Workers Need More Freedom to Oust Abrasive Union Bosses
The Hadley Trader Joe’s workers’ efforts come as the Biden-Harris NLRB announced a final rule which will make it much harder for rank-and-file workers to exercise their right to vote out union officials they oppose. The final rule, among other things, lets union officials prevent decertification votes from going forward by filing unverified “blocking charges” alleging employer interference.
While the Trader Joe’s employees’ petition will be unaffected by the rule change, the new policy will likely quash or substantially delay similar efforts in the future. “The situation at the Hadley, MA, Trader Joe’s store shows exactly why workers’ right to vote to remove a union they oppose must be protected,” commented National Right to Work Foundation Legal Director and Vice President William Messenger.
“During a union campaign, union officials often employ aggressive tactics and ‘us vs. them’ or hate-the-boss rhetoric that cause division and prioritize union bosses’ agenda over workers’ freedoms and individual choices.
“That the Biden-Harris Administration stripped workers of what few rights they had to challenge union officials that perpetrate these acts shows they are on the side of Big Labor, not individual workers,” Messenger added.
Hundreds of Northern Ohio Workers Vote Against Teamsters Union Boss Control
Toledo-area scrap metal employees and Wooster Frito-Lay warehouse workers get union ‘decertification votes’ certified over union bosses’ objections
Ohio (December 12, 2024) – Hundreds of employees from across Northern Ohio have voted in favor of removing Teamsters union control at their workplaces. The elections, both certified this month by the National Labor Relations Board (NLRB), occurred at Wooster, OH, Frito-Lay warehouses and scrap metal firm Omnisource’s Toledo, OH, facility, which are under the control of Teamsters Local 52 and Teamsters Local 20, respectively.
Frito-Lay employee Dusty Hinkle and Omnisource employee Daniel Caughhorn submitted petitions in October 2023 and August 2024 respectively, asking the NLRB to hold union decertification elections among their coworkers at their facilities. Hinkle and Caughhorn both received free legal aid in filing their petitions from the National Right to Work Legal Defense Foundation.
The NLRB is the federal agency responsible for enforcing federal labor law, which includes administering elections to install (or “certify”) and remove (or “decertify”) unions. Both Hinkle’s and Caughhorn’s petitions contained a sufficient number of signatures to trigger a vote under NLRB rules. Despite workers voting in both elections against Teamsters union control, Teamsters union officials filed objections against Frito-Lay and Omnisource management in an attempt to overturn the election results.
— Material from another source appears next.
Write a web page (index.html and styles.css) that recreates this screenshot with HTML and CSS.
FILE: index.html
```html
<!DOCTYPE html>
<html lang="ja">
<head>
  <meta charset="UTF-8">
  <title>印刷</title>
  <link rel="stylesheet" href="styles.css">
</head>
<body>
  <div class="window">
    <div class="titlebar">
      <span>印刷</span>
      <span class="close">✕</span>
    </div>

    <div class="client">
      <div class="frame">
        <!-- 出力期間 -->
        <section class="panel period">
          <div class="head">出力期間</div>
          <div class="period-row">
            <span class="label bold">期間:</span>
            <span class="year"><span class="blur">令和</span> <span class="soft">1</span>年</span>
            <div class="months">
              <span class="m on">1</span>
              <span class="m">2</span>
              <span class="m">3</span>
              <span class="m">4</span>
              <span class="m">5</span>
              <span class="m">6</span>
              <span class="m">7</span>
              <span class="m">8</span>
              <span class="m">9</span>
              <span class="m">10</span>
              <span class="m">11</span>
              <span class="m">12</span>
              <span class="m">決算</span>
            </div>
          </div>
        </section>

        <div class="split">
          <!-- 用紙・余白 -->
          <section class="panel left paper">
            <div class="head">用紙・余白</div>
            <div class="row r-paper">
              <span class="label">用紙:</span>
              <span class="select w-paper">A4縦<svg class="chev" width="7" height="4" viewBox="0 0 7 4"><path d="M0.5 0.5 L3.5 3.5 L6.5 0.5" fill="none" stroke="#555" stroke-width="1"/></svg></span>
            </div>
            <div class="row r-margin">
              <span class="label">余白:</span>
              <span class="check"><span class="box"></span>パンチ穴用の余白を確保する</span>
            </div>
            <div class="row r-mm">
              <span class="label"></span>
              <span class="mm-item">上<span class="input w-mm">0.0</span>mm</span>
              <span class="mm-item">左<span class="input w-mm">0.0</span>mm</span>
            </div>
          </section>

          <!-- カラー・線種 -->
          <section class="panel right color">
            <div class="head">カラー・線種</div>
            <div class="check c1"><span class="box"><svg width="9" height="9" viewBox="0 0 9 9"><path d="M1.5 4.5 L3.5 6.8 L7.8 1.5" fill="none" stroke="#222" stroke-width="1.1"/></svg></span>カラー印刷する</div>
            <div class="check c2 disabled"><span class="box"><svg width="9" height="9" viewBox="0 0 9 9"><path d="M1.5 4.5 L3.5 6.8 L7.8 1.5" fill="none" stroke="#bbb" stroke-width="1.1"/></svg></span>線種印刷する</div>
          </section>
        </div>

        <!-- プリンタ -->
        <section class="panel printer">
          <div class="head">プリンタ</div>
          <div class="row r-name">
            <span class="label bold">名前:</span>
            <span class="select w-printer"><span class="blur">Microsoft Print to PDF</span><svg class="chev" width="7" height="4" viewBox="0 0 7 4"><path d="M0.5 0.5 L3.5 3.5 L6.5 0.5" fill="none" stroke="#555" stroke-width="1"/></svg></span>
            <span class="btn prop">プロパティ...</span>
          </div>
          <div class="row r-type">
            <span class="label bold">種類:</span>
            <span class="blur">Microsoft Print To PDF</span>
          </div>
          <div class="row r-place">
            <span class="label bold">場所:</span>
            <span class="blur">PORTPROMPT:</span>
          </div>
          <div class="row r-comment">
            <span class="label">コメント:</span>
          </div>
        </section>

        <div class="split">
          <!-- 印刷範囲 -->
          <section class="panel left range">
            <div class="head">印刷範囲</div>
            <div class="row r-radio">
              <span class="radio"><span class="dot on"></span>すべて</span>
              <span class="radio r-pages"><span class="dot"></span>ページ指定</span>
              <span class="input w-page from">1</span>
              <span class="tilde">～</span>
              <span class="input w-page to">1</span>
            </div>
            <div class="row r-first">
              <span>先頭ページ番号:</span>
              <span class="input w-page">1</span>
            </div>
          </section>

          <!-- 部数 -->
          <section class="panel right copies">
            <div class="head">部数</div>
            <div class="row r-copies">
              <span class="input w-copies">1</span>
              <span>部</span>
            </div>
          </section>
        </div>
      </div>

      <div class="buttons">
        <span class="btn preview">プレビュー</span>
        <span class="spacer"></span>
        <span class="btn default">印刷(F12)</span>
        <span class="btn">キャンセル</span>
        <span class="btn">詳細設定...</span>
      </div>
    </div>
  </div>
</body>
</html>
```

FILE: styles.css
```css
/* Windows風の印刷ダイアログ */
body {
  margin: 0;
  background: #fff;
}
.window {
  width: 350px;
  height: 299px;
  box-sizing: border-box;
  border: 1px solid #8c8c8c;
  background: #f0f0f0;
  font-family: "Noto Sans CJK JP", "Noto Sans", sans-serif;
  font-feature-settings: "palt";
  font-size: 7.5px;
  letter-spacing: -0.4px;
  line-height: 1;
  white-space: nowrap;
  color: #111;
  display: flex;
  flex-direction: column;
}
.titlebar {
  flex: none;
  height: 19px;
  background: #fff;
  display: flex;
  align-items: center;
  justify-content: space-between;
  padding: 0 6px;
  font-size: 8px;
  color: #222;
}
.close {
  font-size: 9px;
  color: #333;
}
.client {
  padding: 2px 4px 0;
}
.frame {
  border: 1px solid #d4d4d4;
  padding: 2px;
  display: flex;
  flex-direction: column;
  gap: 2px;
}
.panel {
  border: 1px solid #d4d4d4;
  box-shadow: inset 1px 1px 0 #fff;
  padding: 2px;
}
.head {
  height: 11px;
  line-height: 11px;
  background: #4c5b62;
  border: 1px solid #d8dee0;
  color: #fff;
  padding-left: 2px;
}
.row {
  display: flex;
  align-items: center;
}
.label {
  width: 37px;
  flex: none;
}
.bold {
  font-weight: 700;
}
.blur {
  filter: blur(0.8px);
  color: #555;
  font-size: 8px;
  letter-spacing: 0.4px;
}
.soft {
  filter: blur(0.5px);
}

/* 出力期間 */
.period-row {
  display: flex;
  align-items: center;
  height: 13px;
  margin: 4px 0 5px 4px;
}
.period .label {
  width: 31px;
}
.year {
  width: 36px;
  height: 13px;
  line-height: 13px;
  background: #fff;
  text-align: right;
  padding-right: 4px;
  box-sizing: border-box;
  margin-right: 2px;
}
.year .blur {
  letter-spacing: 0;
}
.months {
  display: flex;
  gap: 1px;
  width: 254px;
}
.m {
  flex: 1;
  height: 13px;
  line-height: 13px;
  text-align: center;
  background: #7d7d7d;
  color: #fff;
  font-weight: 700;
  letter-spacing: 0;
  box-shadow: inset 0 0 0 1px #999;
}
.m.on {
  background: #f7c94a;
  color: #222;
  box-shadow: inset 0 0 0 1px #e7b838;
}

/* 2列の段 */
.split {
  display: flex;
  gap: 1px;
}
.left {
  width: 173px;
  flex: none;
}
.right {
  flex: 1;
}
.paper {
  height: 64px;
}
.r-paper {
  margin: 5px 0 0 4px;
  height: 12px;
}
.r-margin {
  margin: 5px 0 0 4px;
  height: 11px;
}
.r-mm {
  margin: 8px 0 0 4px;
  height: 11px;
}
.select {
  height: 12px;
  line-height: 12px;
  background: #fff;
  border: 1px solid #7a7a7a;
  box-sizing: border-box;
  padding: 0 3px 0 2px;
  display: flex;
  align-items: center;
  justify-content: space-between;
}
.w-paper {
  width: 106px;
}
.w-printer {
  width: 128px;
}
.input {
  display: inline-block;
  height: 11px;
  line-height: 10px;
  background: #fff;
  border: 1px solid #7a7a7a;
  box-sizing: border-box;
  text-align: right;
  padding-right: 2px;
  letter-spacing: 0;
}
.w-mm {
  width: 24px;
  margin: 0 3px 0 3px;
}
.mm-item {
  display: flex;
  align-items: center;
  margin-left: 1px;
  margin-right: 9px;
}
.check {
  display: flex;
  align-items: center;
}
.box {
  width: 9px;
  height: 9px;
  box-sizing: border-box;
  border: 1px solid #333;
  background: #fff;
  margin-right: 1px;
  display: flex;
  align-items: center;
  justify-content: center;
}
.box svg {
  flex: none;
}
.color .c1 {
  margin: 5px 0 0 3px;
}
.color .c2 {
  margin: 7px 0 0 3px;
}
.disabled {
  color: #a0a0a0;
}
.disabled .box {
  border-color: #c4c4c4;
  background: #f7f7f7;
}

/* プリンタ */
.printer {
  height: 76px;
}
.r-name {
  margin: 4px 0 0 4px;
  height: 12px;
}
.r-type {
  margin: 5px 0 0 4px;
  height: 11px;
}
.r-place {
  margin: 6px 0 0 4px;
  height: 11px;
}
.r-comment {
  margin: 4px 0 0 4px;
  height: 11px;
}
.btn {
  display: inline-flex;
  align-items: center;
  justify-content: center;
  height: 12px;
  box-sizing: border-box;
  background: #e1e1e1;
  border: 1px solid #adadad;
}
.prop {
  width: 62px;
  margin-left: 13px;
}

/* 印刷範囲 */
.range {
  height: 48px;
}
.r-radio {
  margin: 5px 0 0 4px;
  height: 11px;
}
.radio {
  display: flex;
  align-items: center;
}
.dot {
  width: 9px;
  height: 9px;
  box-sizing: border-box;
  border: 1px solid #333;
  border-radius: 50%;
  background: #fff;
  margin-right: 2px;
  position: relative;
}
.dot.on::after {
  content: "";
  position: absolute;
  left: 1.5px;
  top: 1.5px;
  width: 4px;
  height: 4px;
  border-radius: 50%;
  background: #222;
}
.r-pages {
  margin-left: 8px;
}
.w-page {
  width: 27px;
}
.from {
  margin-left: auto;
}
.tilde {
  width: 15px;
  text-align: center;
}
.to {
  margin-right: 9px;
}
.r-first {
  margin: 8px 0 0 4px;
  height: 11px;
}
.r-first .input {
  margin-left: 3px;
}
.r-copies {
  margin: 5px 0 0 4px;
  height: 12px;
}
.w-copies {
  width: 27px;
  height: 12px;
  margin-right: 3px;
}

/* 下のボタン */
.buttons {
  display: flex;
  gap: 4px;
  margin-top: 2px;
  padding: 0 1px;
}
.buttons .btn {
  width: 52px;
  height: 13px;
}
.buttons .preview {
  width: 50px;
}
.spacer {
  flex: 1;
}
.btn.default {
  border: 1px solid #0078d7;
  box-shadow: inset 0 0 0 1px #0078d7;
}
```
However, in both cases regional NLRB officials tossed the union objections and certified the workers’ votes. Barring an attempt by Teamsters Local 20 officials to file a Request for Review to the NLRB in Washington, DC, within the next few days, both the Omnisource and Frito-Lay employees – over 430 in total – will have cut all ties with the Teamsters unions.
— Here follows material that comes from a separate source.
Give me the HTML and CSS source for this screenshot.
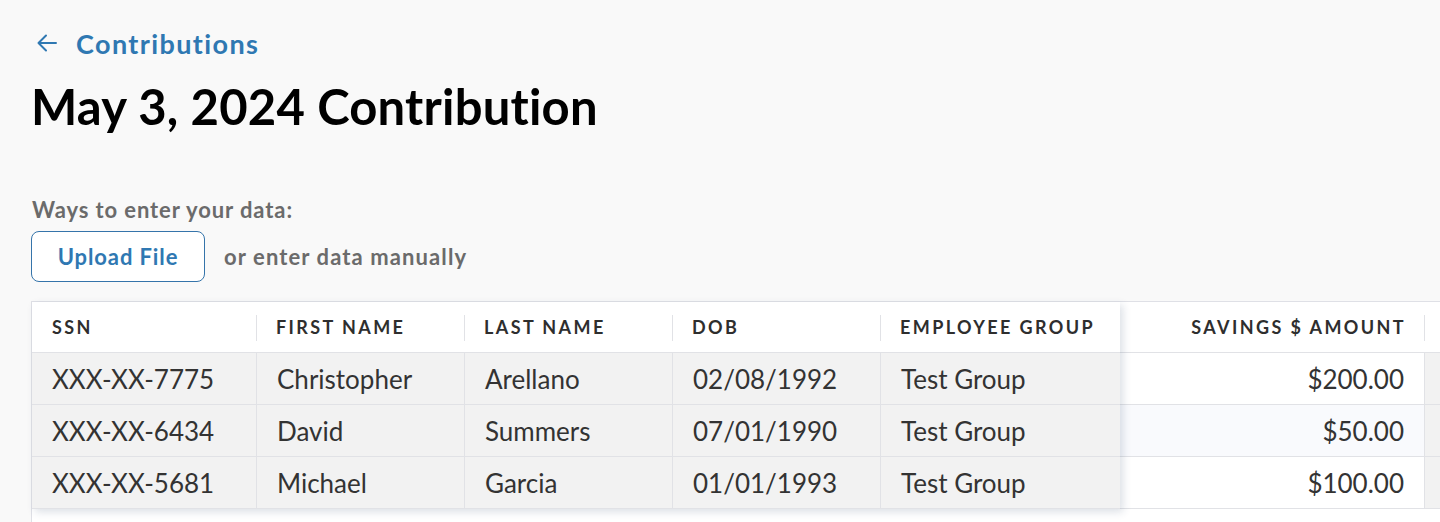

Because Ohio lacks Right to Work protections for its private sector workers, Teamsters officials enforced contracts that required Hinkle, Caughhorn, and their colleagues to pay union dues or fees as a condition of keeping their jobs. In contrast, in Right to Work states, union membership and all union financial support are strictly voluntary. Now that the Frito-Lay and Omnisource employees have voted out the Teamsters, they are free both of union bosses’ forced-dues demands and their ability to impose one-size-fits-all contracts on the workplace.
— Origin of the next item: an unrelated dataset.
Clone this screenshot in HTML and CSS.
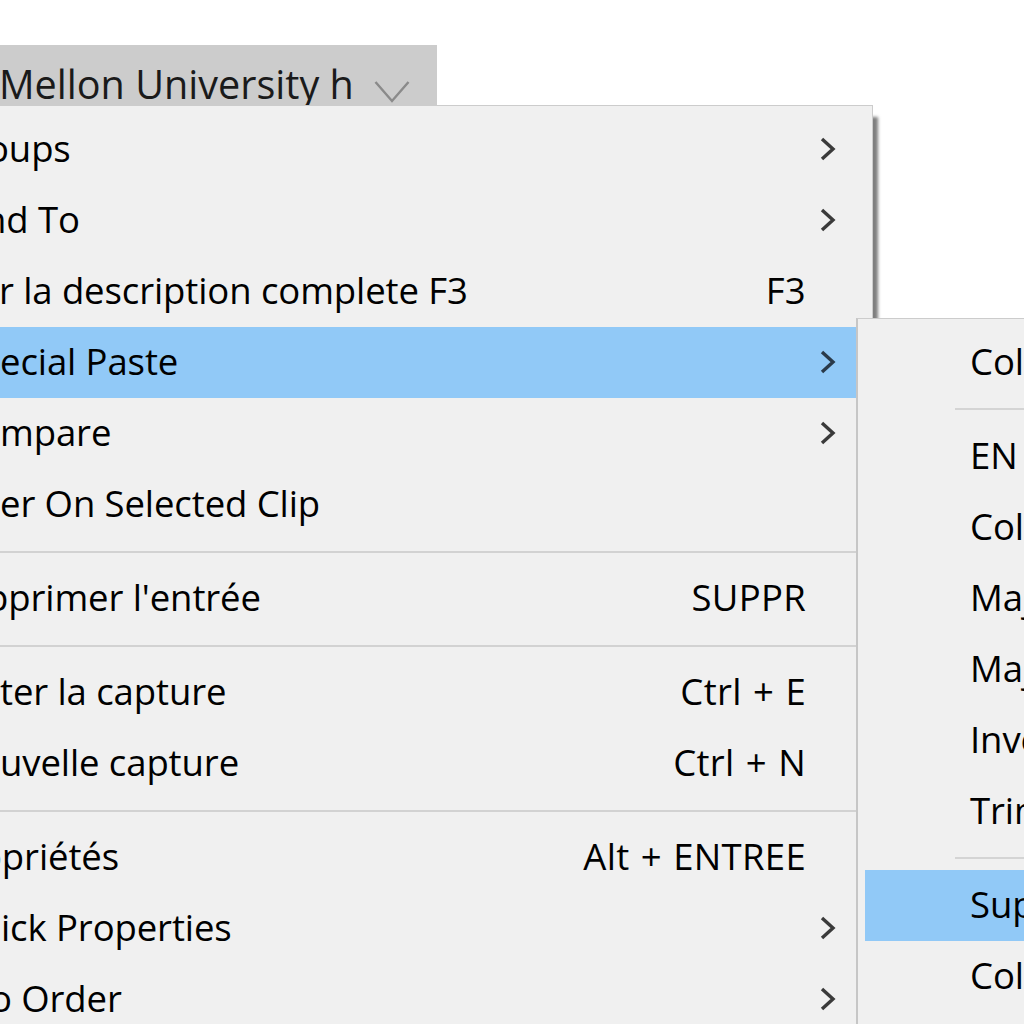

Workers Across Country Reject Teamsters ‘Representation’ and Coercive Political Positions
Foundation attorneys have recently assisted a number of workers from across industries in obtaining votes to eject Teamsters union officials. Within the last two months, truck drivers from Georgia, California, Virginia, and New Jersey have successfully booted out Teamsters union officials or initiated removal efforts with Foundation aid.
Beyond Teamsters-controlled workplaces, NLRB data indicates an over 50% increase in the number of decertification petitions filed annually over the last four years. Despite that, Biden-Harris NLRB bureaucrats recently repealed key reforms (known collectively as the “Election Protection Rule”) that made it easier for workers to request decertification elections. Now, union officials have substantially more power to stop workers from even obtaining an election to remove a union, and can also stop workers from requesting decertification elections to challenge a union’s ascent to power via “card check,” an unsecure process that bypasses the traditional secret-ballot vote process.
“Teamsters union officials continue to lose support from the very workers they claim to ‘represent’, and these cases demonstrate yet again why every worker, in Ohio and nationwide, deserves the protection of a Right to Work law so they can decide for themselves whether or not to financially support union officials’ activities,” commented National Right to Work Foundation President Mark Mix. “While we’re glad these workers have succeeded in freeing themselves from unwanted unionization, it should not require months of litigation and overcoming attempts by union lawyers to overturn the workers’ votes.
“This case shows yet again that despite what local and national Teamsters union bosses claim, they don’t actually speak for the rank-and-file they claim to ‘represent’ and in fact have no qualms about attempting to disenfranchise those workers to trap them in union ranks they oppose,” added Mix.